This raises more questions. Why wasn’t the job offered in the Guelph and K-W media? Was the job description so convoluted and pompously worded that no one in his or her right mind would come to Guelph for a one-year contract job? And there was no guarantee of being taken on the full time staff.

Here’s a sample under the ad’s duties category: “Serve as a catalyst, evangelist and leader in order to entrench the tenets of open government and a citizen first approach as guiding principles for the organization.”

Whew! With that sample, I think the city was hoping God might apply, or not.

So, allowing for a couple of weeks to review any job applications other than Andy Best’s, the position that would pay, according to the advertised range, between $76,498 to $95,623. Andy Best was offered $91,000 toward the high end of the range.

The ghost of Farbridge past endures

It just seems like a corruptive practice to consider a political supporter of the former mayor to be magically hired by the city to manage an open government plan that was created by a consultant. The open government task force worked in secret for more than a year and was co-chaired by Mr. Best.

Oh sure, the current administration went through the motions of seeking someone to manage the new ministry of evangelical openness. But sneaking a major, unknown and abstract policy through the budget at the llth hour bears all the fingerprints of a Farbridge regime that was rejected last October.

It is incredible that this attempt by the former administration sought to obtain redemption for the secretive and shady methods to raise taxes, and used its reserves like an internal bank.

Andy Best had the inside track on getting this job. The evidence is there that senior staff was complicit ensuring he got the job.

How can you explain why he is to report to the CAO? How can you explain the role of the deputy CAO for corporate including human resources, for the sham hiring of Andy Best? The stench of a deliberate set-up hangs over this hiring.

And don’t expect it to go away

Perhaps the administration should reveal the budget for this new operation.
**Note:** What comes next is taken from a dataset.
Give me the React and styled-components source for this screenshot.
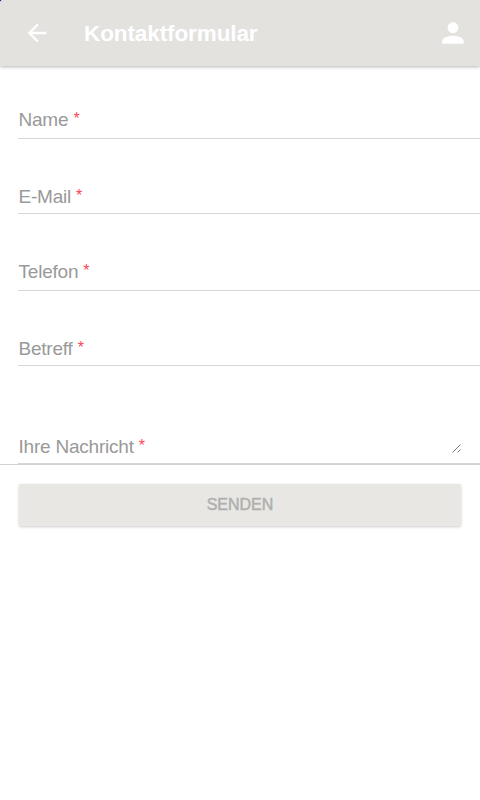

Besides Best’s role as manager, how many ‘passionate” staff has been assigned to work on the project?

Having read the Delvinia report, it is apparent that not all the staff is as passionate about the open government plan as the administration would like you to believe.

On the same day as Best’s March 18 email to the clerks (sic) another email, from Bob Webb, supporting the hiring of an open government manager, and urging inclusion in the 2015 budget. His email was sent to deputy CAO Mark Amorosi with copies to Coun. June Hofland, defeated councillor Maggie Laidlaw and Information Technology manager, Blair Labelle.

The previous administration’s handiwork is all over this like snow on the roof of city hall.

Yep! It’s snowing outside.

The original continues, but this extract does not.